In your previous mail you wrote:
   
   I've had some problems getting the ND right, especially the IS ROUTER
   bit handling in some cases.

=> the is_router flag is in fact very easy: if the NA is valid
you take it and you get the transition table (I note u (unkown)
the bottom semantical value, with R and H):
 u -> H, u -> R: just note it
 u -> u, H -> H, R -> R: nothing to do
 H -> u, R -> u: should not happen (this is the effect of
  a cache flush on timeout, not of the reception of a NA)
 H -> R: uncommon but just note it
 R -> H: the router is no more a router, flush it from the default
  router list, etc (i.e. same than a router becomes unreachable).
Note that RSs and RAs can change the is_router bit too because
only hosts may send RSs and only routers may send RAs.

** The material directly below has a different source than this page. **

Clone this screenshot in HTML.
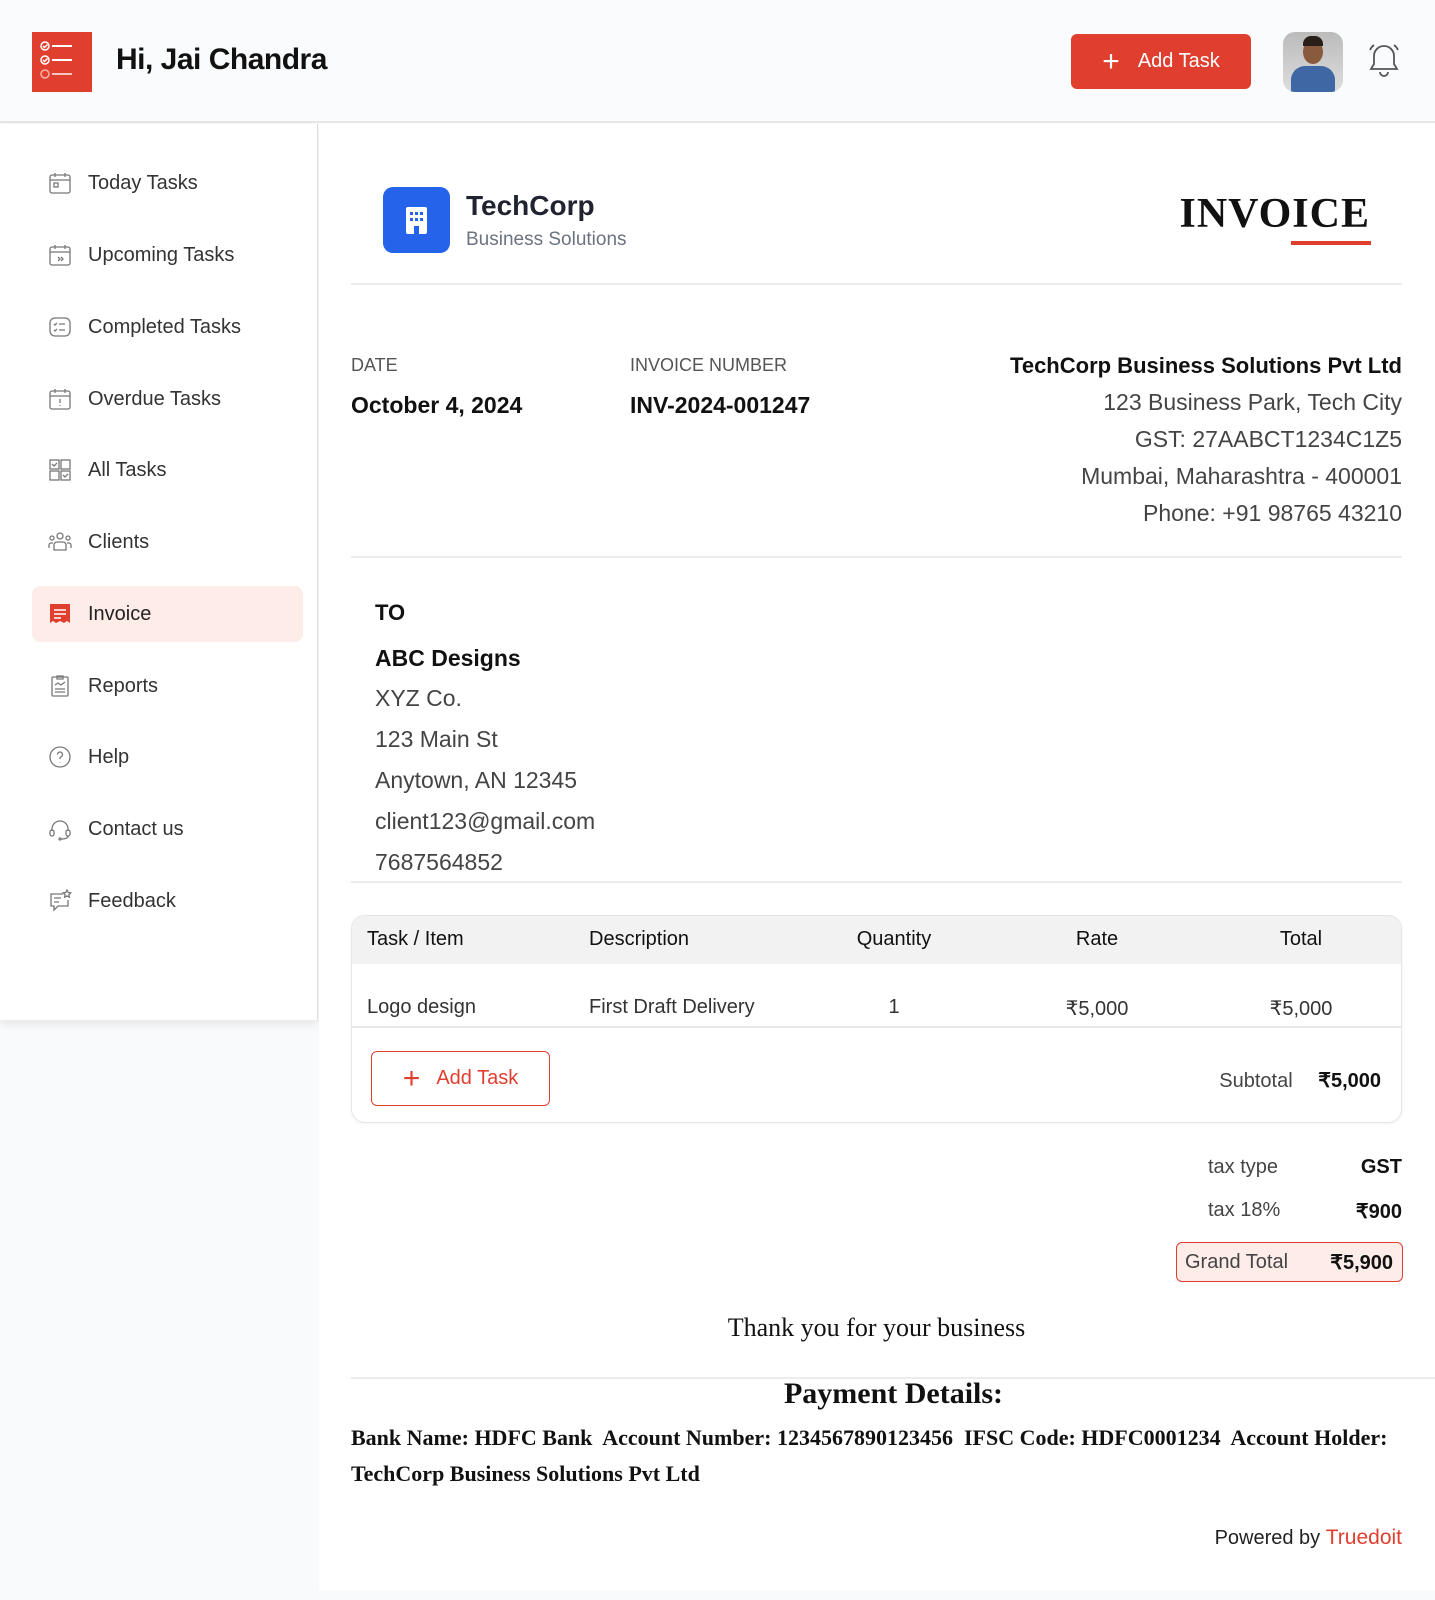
<!DOCTYPE html>
<html><head><meta charset="utf-8"><style>
*{margin:0;padding:0;box-sizing:border-box}
body{width:1435px;height:1600px;background:#f9fafb;font-family:"Liberation Sans",sans-serif;color:#111;position:relative;overflow:hidden}
.a{position:absolute}
.hdr{left:0;top:0;width:1435px;height:123px;background:#fafbfc;border-bottom:2px solid #e6e6e6}
.side{left:0;top:124px;width:318px;height:896px;background:#fff;border-right:1px solid #ddd;box-shadow:0 4px 8px rgba(0,0,0,.08)}
.main{left:319px;top:124px;width:1116px;height:1466px;background:#fff}
.it{position:absolute;left:48px;font-size:20px;color:#333;display:flex;align-items:center;height:30px}
.it svg{width:24px;height:24px;margin-right:16px}
.it span{position:absolute;left:40px;white-space:nowrap}
.ser{font-family:"Liberation Serif",serif}
.r{text-align:right}
.ln{height:2px;background:#ececec}
.th{font-size:20px;color:#111}
.td{font-size:20px;color:#333}
</style></head><body>
<div class="a hdr"></div>
<div class="a" style="left:32px;top:32px;width:60px;height:60px;background:#e03f2f">
<svg width="60" height="60" viewBox="0 0 60 60" fill="none" stroke="#fff" stroke-width="1.5"><circle cx="13" cy="14" r="4"/><path d="M11 14l1.5 1.5 3-3"/><path d="M20 14h20" stroke-width="2"/><circle cx="13" cy="28" r="4"/><path d="M11 28l1.5 1.5 3-3"/><path d="M20 28h20" stroke-width="2"/><circle cx="13" cy="42" r="4" opacity=".6"/><path d="M20 42h20" stroke-width="2" opacity=".7"/></svg></div>
<div class="a" style="left:116px;top:43px;font-size:30px;font-weight:bold;letter-spacing:-0.5px">Hi, Jai Chandra</div>
<div class="a" style="left:1071px;top:34px;width:180px;height:55px;background:#e03f2f;border-radius:6px;color:#fff;font-size:20px;display:flex;align-items:center;justify-content:center"><span style="font-size:30px;margin-right:18px;font-weight:300">+</span>Add Task</div>
<div class="a" style="left:1283px;top:32px;width:60px;height:60px;border-radius:12px;background:linear-gradient(#bbb,#ddd);overflow:hidden"><div class="a" style="left:20px;top:8px;width:20px;height:24px;border-radius:50%;background:#8a5a3c"></div><div class="a" style="left:20px;top:4px;width:20px;height:10px;border-radius:8px 8px 0 0;background:#2a1e18"></div><div class="a" style="left:8px;top:34px;width:44px;height:30px;border-radius:14px 14px 0 0;background:#3f67a3"></div></div>
<svg class="a" style="left:1366px;top:42px" width="36" height="38" viewBox="0 0 36 38" fill="none" stroke="#555" stroke-width="1.8"><path d="M18 4a10 10 0 0 1 10 10v8l3 5H5l3-5v-8A10 10 0 0 1 18 4z"/><path d="M14 30a4 4 0 0 0 8 0"/><path d="M4 8a12 12 0 0 1 4-5M32 8a12 12 0 0 0-4-5"/></svg>

<div class="a side">
<div class="a" style="left:32px;top:462px;width:271px;height:56px;background:#fdece8;border-radius:8px"></div>
<div class="it" style="top:44px"><svg viewBox="0 0 24 24" fill="none" stroke="#777" stroke-width="1.3"><rect x="2" y="4" width="20" height="18" rx="2"/><path d="M2 9h20M7 2v4M17 2v4"/><rect x="6" y="12" width="4" height="4"/></svg><span>Today Tasks</span></div>
<div class="it" style="top:116px"><svg viewBox="0 0 24 24" fill="none" stroke="#777" stroke-width="1.3"><rect x="2" y="4" width="20" height="18" rx="2"/><path d="M2 9h20M7 2v4M17 2v4M10 14l2 2-2 2M13 14l2 2-2 2"/></svg><span>Upcoming Tasks</span></div>
<div class="it" style="top:188px"><svg viewBox="0 0 24 24" fill="none" stroke="#777" stroke-width="1.3"><rect x="2" y="3" width="20" height="18" rx="5"/><path d="M11 9h6M11 15h6M6 9l1 1 2-2M6 15l1 1 2-2"/></svg><span>Completed Tasks</span></div>
<div class="it" style="top:260px"><svg viewBox="0 0 24 24" fill="none" stroke="#777" stroke-width="1.3"><rect x="2" y="4" width="20" height="18" rx="2"/><path d="M2 9h20M7 2v4M17 2v4M12 12v4M12 18v1"/></svg><span>Overdue Tasks</span></div>
<div class="it" style="top:331px"><svg viewBox="0 0 24 24" fill="none" stroke="#777" stroke-width="1.3"><rect x="2" y="2" width="9" height="9"/><rect x="13" y="2" width="9" height="9"/><rect x="2" y="13" width="9" height="9"/><rect x="13" y="13" width="9" height="9"/><path d="M4 6l2 2 3-3M15 17l2 2 3-3"/></svg><span>All Tasks</span></div>
<div class="it" style="top:403px"><svg viewBox="0 0 24 24" fill="none" stroke="#777" stroke-width="1.3"><circle cx="12" cy="6" r="3"/><circle cx="4" cy="8" r="2"/><circle cx="20" cy="8" r="2"/><path d="M6 20v-5a3 3 0 0 1 3-3h6a3 3 0 0 1 3 3v5zM1 18v-3a2 2 0 0 1 2-2h2M23 18v-3a2 2 0 0 0-2-2h-2"/></svg><span>Clients</span></div>
<div class="it" style="top:475px"><svg viewBox="0 0 24 24"><path d="M2 2h20v19l-3-2-3 2-4-2-4 2-3-2-3 2z" fill="#e03f2f"/><path d="M6 8h12M6 12h12M6 16h7" stroke="#fff" stroke-width="1.6"/></svg><span style="color:#222">Invoice</span></div>
<div class="it" style="top:547px"><svg viewBox="0 0 24 24" fill="none" stroke="#777" stroke-width="1.3"><rect x="4" y="3" width="16" height="19" rx="1"/><path d="M9 2h6v3H9zM7 11l3-2 3 2 4-3M7 15h10M7 18h10"/></svg><span>Reports</span></div>
<div class="it" style="top:618px"><svg viewBox="0 0 24 24" fill="none" stroke="#777" stroke-width="1.3"><circle cx="12" cy="12" r="10"/><path d="M9.5 9.5a2.5 2.5 0 1 1 3.5 2.3c-.7.3-1 .8-1 1.5v.7M12 17v.5"/></svg><span>Help</span></div>
<div class="it" style="top:690px"><svg viewBox="0 0 24 24" fill="none" stroke="#777" stroke-width="1.3"><path d="M4 14v-2a8 8 0 0 1 16 0v2"/><rect x="2" y="13" width="4" height="6" rx="2"/><rect x="18" y="13" width="4" height="6" rx="2"/><path d="M20 19c0 2-3 3-7 3"/><circle cx="12" cy="22" r="1"/></svg><span>Contact us</span></div>
<div class="it" style="top:762px"><svg viewBox="0 0 24 24" fill="none" stroke="#777" stroke-width="1.3"><path d="M15 5H3v12h3v4l4-4h10v-6"/><path d="M6 9h7M6 13h5M19 1l1.2 2.4 2.6.4-1.9 1.8.5 2.6-2.4-1.2-2.4 1.2.5-2.6-1.9-1.8 2.6-.4z"/></svg><span>Feedback</span></div>
</div>

<div class="a main"></div>
<div class="a" style="left:383px;top:187px;width:67px;height:66px;background:#2563eb;border-radius:10px"><svg class="a" style="left:22px;top:20px" width="23" height="27" viewBox="0 0 23 27"><rect x="1" y="0" width="21" height="27" rx="2" fill="#fff"/><g fill="#2563eb"><rect x="5" y="5" width="3" height="3"/><rect x="10" y="5" width="3" height="3"/><rect x="15" y="5" width="3" height="3"/><rect x="5" y="11" width="3" height="3"/><rect x="10" y="11" width="3" height="3"/><rect x="15" y="11" width="3" height="3"/><rect x="9" y="19" width="5" height="8"/></g></svg></div>
<div class="a" style="left:466px;top:190px;font-size:28px;font-weight:bold;color:#1f2430">TechCorp</div>
<div class="a" style="left:466px;top:229px;font-size:19px;color:#6b7280">Business Solutions</div>
<div class="a ser" style="right:65px;top:190px;font-size:42px;font-weight:bold;letter-spacing:1px">INVOICE</div>
<div class="a" style="left:1291px;top:241px;width:80px;height:4px;background:#e03f2f"></div>
<div class="a ln" style="left:351px;top:283px;width:1051px"></div>

<div class="a" style="left:351px;top:355px;font-size:18px;color:#555">DATE</div>
<div class="a" style="left:351px;top:392px;font-size:23px;font-weight:bold">October 4, 2024</div>
<div class="a" style="left:630px;top:355px;font-size:18px;color:#555">INVOICE NUMBER</div>
<div class="a" style="left:630px;top:392px;font-size:23px;font-weight:bold">INV-2024-001247</div>
<div class="a r" style="right:33px;top:347px;font-size:23px;line-height:37px;color:#444"><b style="color:#111;font-size:22px">TechCorp Business Solutions Pvt Ltd</b><br>123 Business Park, Tech City<br>GST: 27AABCT1234C1Z5<br>Mumbai, Maharashtra - 400001<br>Phone: +91 98765 43210</div>
<div class="a ln" style="left:351px;top:556px;width:1051px"></div>

<div class="a" style="left:375px;top:600px;font-size:22px;font-weight:bold">TO</div>
<div class="a" style="left:375px;top:645px;font-size:23px;font-weight:bold">ABC Designs</div>
<div class="a" style="left:375px;top:678px;font-size:23px;line-height:41px;color:#444">XYZ Co.<br>123 Main St<br>Anytown, AN 12345<br>client123@gmail.com<br>7687564852</div>
<div class="a ln" style="left:351px;top:881px;width:1051px"></div>

<div class="a" style="left:351px;top:915px;width:1051px;height:208px;border:1.5px solid #e5e5e5;border-radius:14px;overflow:hidden;box-shadow:0 1px 3px rgba(0,0,0,.05)">
<div class="a" style="left:0;top:0;width:100%;height:48px;background:#f2f2f2"></div>
<div class="a" style="left:0;top:110px;width:100%;height:2px;background:#e8e8e8"></div>
</div>
<div class="a th" style="left:367px;top:928px">Task / Item</div>
<div class="a th" style="left:589px;top:928px">Description</div>
<div class="a th" style="left:834px;top:928px;width:120px;text-align:center">Quantity</div>
<div class="a th" style="left:1037px;top:928px;width:120px;text-align:center">Rate</div>
<div class="a th" style="left:1241px;top:928px;width:120px;text-align:center">Total</div>
<div class="a td" style="left:367px;top:996px">Logo design</div>
<div class="a td" style="left:589px;top:996px">First Draft Delivery</div>
<div class="a td" style="left:834px;top:996px;width:120px;text-align:center">1</div>
<div class="a td" style="left:1037px;top:996px;width:120px;text-align:center">₹5,000</div>
<div class="a td" style="left:1241px;top:996px;width:120px;text-align:center">₹5,000</div>
<div class="a" style="left:371px;top:1051px;width:179px;height:55px;border:1.5px solid #e03f2f;border-radius:6px;color:#e03f2f;font-size:20px;display:flex;align-items:center;justify-content:center"><span style="font-size:30px;margin-right:16px;font-weight:300">+</span>Add Task</div>
<div class="a" style="right:54px;top:1068px;font-size:20px;color:#444">Subtotal <b style="color:#111;margin-left:20px">₹5,000</b></div>

<div class="a" style="left:1208px;top:1156px;font-size:20px;color:#444">tax type</div>
<div class="a" style="right:33px;top:1156px;font-size:20px;font-weight:bold">GST</div>
<div class="a" style="left:1208px;top:1199px;font-size:20px;color:#444">tax 18%</div>
<div class="a" style="right:33px;top:1199px;font-size:20px;font-weight:bold">₹900</div>
<div class="a" style="left:1176px;top:1242px;width:227px;height:40px;background:#fdece8;border:1.5px solid #e03f2f;border-radius:6px;font-size:20px;display:flex;align-items:center;justify-content:space-between;padding:0 9px 0 8px"><span style="color:#444">Grand Total</span><b>₹5,900</b></div>

<div class="a ser" style="left:351px;width:1051px;text-align:center;top:1313px;font-size:26px">Thank you for your business</div>
<div class="a ln" style="left:351px;top:1377px;width:1084px"></div>
<div class="a ser" style="left:351px;width:1085px;text-align:center;top:1377px;font-size:30px;font-weight:bold">Payment Details:</div>
<div class="a ser" style="left:351px;width:1070px;top:1420px;font-size:22px;line-height:36px;font-weight:bold;white-space:nowrap">Bank Name: HDFC Bank&nbsp; Account Number: 1234567890123456&nbsp; IFSC Code: HDFC0001234&nbsp; Account Holder:<br>TechCorp Business Solutions Pvt Ltd</div>
<div class="a" style="right:33px;top:1526px;font-size:20px;color:#222">Powered by <span style="color:#e03f2f;font-size:21px">Truedoit</span></div>
</body></html>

The Target Link-Layer address has nothing to do with the is_router
bit but this bit makes the usage of a router recommended for anycasts
(i.e. its value should be stable). In some circumstances the TTL
is mandatory too (i.e. without it the NA is invalid and must be
silently dropped), of course never on links without link-layer
addresses (as most of IPv6 over IPv4 tunnels).
IMHO this is a good practice to put the S/TLL when it is not explicitely
forbidden in neighbor discovery messages.